Not only has Trump choked off virtually all U.S. financial aid to Ukraine, but he is also reducing U.S. troops on the ground in NATO countries right when Putin, sensing he is losing the war, is increasingly threatening them.

Just as Americans are starting to realize that Trump is becoming a predator on our system — trying to manipulate the justice system to generate cash available to his Jan. 6 pirates and immunity from ongoing inquiries into taxes for himself and his family — our allies are concluding that Trump’s America is becoming a dangerous predator on them.

Indeed, something is happening with America’s traditional allies that I never thought I would see in this lifetime or the next. In the post-World War II era, we and our allies together embraced the doctrine of “deterrence” against the Soviet Union, and later Russia, to prevent any attempt by the Kremlin to forcibly expand its influence into the free world or put neighbors under its thumb.

Not any longer.

Our allies have watched Trump threaten to make Canada the 51st state and to seize Greenland from Denmark. They have watched him start a war with Iran without consulting NATO and then demand that NATO help rescue us from what has turned into a mess. They have watched him slash U.S. financial assistance to Ukraine, put the Russian aggressor on the same moral footing as that country and then top it all off with reckless, ill-conceived tariffs on all our allies.

As a result of all that, something unprecedented is happening: “Deterring Trump’s America is now becoming a strategic priority of our allies as much as deterring Russia was,” Nader Mousavizadeh, the chief executive of Macro Advisory Partners, a geopolitical consulting firm, and a former senior adviser to U.N. Secretary General Kofi Annan, told me.

And how could it not? When you look at how Trump has hammered Canada with tariffs, it is hard not to conclude that the worst position for a country to be in during the second Trump administration “is to be America’s closest ally and have integrated your economy, energy systems and military with that of the United States,” Mousavizadeh said.

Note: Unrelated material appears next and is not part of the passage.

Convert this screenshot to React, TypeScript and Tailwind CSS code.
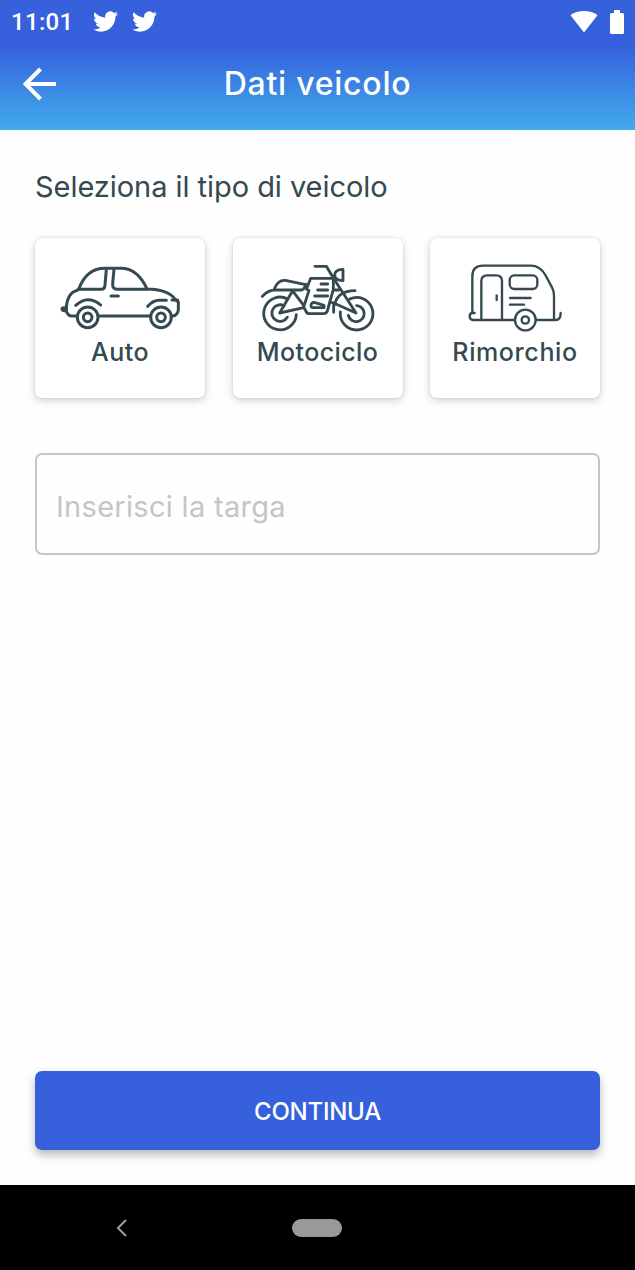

Everyone can now see, he added, that Trump will “weaponize any country’s dependence on America and use it to extract whatever he can in the narrowest and most tactical and transactional definition of American power.”

No wonder that after Trump stepped up his rhetoric about taking over Greenland, European NATO members — Germany, Sweden, France, Norway, the Netherlands, Finland and the United Kingdom — all announced plans to send small military contingents to Greenland to bolster the Danes.

Daniel Fried, a former U.S. ambassador to Poland, noted in an essay for the Atlantic Council that though these NATO allies tried to frame their move as necessary to bolster Arctic security, they also “have used the word ‘deterrence.’ For Europeans to speak in such terms about the United States, even implicitly, is a low point, but it is needed.”

Let’s not forget that early on Trump forced Ukraine to give the United States access to critical minerals in return for U.S. help against a Russian Army trying to overrun it. This is the real “Trump Doctrine”: Oppose America, and I will tariff you; depend on America, and I will extort you.

The only rational response for our allies is to try to “deter and diversify,” Mousavizadeh concluded. And if Trump keeps this up for his full four years, he added, “no NATO leader can ever again responsibly agree to the degree of dependence on U.S. technology, U.S. defense systems or financial systems” that NATO countries long took for granted.

I have been in Portugal this week and I have been shocked by the degree to which European business executives speak of having lost faith in American institutions and in America as the guarantor of global legal norms — something they have always taken for granted. It is literally disorienting for them, like hikers who have lost their compass.

In short, having a president who behaves like a commander in thief — not a commander in chief — is costing us dearly at home and abroad. This perversion of the American presidency is undermining the very alliance structure that won two world wars and the Cold War and generated one of history’s longest ages of peace and prosperity. Every day we tolerate such behavior we endanger our children’s future.